What represent this image? What represent the axis of that image and what represent the colors.

Which kind of image is this? Does it has any specific orientation? Recall the sigmoid function.

Print the weights and biases. Could you relate this values with the image?

### 1.4 Activation functions

Activation functions are a key point on neural networks, since they introduce nonlinearity on the computations. There are many types of activation functions, where some work very well for some problems and others for other problems kinds.

Some info about activation functions:

[https://en.wikipedia.org/wiki/Activation_function](https://en.wikipedia.org/wiki/Activation_function)

[https://www.analyticsvidhya.com/blog/2021/04/activation-functions-and-their-derivatives-a-quick-complete-guide](https://www.analyticsvidhya.com/blog/2021/04/activation-functions-and-their-derivatives-a-quick-complete-guide)

Make a new function to implement a neural network layer, like before, but using another activation function and check its behavior (basically, repeat the last work).

Check the differences between this resulting image and the one before. Orientation? Output range?

## 2. Network with one hidden layer

Let's increase the complexity of the neural network by adding a hidden layer with some inner neurons.

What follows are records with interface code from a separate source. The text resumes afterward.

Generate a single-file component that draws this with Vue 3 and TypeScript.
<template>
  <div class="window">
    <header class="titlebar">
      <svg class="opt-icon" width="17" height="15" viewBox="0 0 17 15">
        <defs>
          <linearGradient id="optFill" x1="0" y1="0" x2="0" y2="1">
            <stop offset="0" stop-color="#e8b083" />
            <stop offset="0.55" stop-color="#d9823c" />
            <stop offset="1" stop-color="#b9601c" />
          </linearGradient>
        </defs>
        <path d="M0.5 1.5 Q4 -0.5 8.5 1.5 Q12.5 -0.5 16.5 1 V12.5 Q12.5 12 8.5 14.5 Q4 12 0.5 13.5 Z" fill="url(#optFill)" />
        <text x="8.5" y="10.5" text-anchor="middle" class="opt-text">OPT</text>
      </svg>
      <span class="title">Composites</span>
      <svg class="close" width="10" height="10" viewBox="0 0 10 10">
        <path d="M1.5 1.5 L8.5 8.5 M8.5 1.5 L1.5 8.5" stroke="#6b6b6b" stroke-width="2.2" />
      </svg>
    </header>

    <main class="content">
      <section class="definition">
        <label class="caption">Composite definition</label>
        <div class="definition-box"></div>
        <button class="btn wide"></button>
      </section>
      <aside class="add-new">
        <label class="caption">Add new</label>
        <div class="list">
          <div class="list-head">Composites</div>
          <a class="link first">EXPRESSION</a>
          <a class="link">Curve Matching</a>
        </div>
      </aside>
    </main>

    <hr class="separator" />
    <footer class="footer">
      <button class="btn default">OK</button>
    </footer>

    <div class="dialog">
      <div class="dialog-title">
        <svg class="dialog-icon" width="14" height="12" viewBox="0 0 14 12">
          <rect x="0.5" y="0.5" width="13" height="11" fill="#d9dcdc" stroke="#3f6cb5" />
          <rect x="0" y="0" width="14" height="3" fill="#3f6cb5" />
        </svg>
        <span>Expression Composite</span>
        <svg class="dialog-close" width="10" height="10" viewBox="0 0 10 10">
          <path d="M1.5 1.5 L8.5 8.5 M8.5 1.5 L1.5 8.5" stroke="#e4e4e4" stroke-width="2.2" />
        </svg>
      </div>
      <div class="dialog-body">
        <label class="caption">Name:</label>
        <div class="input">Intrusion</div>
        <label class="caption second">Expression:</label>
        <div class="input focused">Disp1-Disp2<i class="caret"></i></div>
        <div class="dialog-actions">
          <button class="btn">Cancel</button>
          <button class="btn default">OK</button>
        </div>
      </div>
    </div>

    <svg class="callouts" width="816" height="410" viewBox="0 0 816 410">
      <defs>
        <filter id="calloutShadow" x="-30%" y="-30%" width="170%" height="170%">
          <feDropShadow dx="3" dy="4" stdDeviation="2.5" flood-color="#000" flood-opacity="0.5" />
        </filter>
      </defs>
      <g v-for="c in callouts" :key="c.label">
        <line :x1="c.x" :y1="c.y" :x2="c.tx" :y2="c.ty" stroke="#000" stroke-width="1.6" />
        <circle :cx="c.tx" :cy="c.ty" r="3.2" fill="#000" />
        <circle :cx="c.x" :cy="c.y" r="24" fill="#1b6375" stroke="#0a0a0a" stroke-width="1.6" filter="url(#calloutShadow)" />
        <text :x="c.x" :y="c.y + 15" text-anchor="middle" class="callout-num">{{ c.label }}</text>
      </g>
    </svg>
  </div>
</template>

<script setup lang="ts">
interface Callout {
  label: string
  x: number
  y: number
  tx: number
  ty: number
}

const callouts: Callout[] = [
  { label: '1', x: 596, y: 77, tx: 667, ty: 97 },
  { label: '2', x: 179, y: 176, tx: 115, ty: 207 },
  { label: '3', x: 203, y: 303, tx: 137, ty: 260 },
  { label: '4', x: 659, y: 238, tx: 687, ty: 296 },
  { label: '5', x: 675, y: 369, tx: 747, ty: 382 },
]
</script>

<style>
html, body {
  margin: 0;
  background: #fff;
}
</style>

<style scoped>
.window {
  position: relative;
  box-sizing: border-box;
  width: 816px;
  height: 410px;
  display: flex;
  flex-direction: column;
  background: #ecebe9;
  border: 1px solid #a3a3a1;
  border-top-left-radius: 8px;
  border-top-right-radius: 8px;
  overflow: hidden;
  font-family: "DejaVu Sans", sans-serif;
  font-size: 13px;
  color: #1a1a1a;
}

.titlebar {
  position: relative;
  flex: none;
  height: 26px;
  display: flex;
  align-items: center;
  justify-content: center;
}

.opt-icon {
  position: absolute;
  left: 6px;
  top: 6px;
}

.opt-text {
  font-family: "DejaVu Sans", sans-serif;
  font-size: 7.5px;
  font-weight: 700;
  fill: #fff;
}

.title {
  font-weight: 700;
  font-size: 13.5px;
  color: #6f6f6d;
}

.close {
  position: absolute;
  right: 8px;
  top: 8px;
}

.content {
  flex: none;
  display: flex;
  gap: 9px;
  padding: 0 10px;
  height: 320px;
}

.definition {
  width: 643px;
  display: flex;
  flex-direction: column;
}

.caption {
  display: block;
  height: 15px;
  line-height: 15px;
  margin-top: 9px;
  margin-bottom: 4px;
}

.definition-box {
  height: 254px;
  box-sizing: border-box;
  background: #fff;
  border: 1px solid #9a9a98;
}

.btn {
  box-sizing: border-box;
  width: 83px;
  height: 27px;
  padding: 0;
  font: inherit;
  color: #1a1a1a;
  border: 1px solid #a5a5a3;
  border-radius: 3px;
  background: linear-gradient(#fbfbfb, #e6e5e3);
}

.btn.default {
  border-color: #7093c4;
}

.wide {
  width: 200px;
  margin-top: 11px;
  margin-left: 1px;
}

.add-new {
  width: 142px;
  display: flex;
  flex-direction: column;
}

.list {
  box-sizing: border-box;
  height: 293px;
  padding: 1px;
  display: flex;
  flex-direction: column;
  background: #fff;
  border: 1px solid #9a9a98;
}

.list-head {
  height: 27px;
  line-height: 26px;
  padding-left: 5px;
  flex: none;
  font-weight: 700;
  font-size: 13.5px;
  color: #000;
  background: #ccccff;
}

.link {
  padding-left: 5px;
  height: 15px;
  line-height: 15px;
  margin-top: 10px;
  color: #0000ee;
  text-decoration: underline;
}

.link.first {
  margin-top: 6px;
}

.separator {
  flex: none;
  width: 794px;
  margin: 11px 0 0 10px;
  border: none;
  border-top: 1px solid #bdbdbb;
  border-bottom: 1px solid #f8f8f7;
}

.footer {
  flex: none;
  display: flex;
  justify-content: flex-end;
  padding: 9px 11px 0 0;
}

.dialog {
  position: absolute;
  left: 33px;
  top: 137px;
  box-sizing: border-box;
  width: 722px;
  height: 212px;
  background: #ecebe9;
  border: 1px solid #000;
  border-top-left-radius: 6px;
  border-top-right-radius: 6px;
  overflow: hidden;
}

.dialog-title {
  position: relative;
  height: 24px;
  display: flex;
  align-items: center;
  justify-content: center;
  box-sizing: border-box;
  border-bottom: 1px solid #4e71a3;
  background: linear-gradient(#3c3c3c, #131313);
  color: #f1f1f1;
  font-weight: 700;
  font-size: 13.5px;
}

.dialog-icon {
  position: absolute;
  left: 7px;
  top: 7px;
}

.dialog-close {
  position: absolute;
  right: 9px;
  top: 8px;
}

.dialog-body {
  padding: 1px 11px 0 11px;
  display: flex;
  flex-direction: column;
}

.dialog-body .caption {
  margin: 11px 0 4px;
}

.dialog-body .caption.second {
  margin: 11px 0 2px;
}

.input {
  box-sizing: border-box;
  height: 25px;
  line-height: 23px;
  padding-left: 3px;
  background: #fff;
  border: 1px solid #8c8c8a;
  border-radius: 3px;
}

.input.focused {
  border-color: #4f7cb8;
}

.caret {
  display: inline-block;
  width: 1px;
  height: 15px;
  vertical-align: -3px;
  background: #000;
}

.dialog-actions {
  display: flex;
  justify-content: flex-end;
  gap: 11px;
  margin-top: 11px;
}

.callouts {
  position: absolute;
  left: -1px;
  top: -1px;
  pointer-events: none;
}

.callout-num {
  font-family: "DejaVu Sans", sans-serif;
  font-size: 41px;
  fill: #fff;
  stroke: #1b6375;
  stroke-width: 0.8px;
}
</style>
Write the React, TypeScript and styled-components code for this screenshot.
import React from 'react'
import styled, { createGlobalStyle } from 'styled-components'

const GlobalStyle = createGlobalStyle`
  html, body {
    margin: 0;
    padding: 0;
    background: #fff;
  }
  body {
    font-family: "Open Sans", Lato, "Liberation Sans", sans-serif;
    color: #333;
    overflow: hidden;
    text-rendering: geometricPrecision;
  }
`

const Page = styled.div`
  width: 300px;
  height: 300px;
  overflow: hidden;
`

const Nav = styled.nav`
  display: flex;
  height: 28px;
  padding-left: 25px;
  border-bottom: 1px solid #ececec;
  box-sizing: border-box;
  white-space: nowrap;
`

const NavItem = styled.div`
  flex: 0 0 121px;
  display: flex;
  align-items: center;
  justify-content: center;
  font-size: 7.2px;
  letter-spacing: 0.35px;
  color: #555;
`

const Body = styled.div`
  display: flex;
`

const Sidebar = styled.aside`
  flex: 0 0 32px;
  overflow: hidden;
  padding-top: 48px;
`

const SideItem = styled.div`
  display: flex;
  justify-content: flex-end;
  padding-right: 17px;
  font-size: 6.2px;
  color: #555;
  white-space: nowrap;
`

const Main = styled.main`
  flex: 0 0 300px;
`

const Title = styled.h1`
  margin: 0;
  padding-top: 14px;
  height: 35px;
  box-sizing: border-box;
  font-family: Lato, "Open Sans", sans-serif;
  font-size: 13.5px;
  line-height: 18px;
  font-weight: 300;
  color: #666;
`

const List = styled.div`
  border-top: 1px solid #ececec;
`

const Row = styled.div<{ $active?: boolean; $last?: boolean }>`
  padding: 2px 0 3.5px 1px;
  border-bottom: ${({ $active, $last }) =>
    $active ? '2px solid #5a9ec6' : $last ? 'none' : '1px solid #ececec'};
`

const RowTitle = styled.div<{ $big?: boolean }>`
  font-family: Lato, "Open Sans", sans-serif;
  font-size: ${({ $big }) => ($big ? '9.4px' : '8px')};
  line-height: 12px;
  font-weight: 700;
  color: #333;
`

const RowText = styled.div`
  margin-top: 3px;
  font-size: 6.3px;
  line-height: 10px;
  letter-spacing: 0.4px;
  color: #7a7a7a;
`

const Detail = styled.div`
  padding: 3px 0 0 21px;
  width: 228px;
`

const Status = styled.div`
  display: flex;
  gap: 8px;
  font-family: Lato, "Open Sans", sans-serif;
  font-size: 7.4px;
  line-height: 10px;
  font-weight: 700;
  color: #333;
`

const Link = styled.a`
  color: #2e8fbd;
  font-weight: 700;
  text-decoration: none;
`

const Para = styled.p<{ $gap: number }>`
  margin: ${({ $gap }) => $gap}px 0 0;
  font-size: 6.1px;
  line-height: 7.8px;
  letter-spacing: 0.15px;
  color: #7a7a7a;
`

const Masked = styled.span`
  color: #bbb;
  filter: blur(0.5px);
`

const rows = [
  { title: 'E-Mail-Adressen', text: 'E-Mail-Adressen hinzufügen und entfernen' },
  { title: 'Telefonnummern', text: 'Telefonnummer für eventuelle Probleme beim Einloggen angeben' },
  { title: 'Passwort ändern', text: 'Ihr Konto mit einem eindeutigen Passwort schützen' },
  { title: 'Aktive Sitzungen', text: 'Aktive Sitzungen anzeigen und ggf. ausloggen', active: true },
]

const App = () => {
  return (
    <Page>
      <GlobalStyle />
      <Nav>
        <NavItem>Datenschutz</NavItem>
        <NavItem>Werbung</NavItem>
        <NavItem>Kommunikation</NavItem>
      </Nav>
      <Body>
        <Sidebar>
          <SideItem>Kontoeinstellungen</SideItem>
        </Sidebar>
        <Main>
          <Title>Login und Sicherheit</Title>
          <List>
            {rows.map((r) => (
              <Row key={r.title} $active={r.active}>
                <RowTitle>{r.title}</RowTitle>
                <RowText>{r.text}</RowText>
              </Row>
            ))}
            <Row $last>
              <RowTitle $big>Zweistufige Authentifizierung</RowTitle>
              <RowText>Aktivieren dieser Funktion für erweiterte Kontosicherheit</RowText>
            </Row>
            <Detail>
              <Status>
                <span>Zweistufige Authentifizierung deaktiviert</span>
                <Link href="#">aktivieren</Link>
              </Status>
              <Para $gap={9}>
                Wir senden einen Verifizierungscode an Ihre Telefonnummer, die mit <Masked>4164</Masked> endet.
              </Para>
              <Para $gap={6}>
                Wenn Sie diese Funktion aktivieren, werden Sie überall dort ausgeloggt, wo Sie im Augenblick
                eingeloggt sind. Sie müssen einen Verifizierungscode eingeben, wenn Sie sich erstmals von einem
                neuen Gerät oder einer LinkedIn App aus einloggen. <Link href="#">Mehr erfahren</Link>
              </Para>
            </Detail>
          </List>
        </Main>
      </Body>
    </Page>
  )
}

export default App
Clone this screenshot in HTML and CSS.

The idea here is to have multiple weight matrices to connect one layer with the next (this is one weight matrix for each pair of subsequent layers).

The function that "applies a layer" (i.e. goes from one layer to the next) is exactly the same as the function evaluating the simple network made before.

Let's work with a three layers network, thus with one hidden layer in addition to the input and the output layers. Since we want to visualize the resulting application in an image like before, we will still dealing with 2 input and 1 output neurons. However, let's set **30 hidden neurons** in the inner layer.

Generate the weights matrices and the biases vectors with random numbers, like before. Which size (shape) should they have?

To easily visualize the behavior of the hidden layer, make the range of the first weights matrix larger than the rest of the numbers. Let's say $[-10, 10]$ for the weights connections from input to hidden layer, whereas leaving $[-1, 1]$ for the rest.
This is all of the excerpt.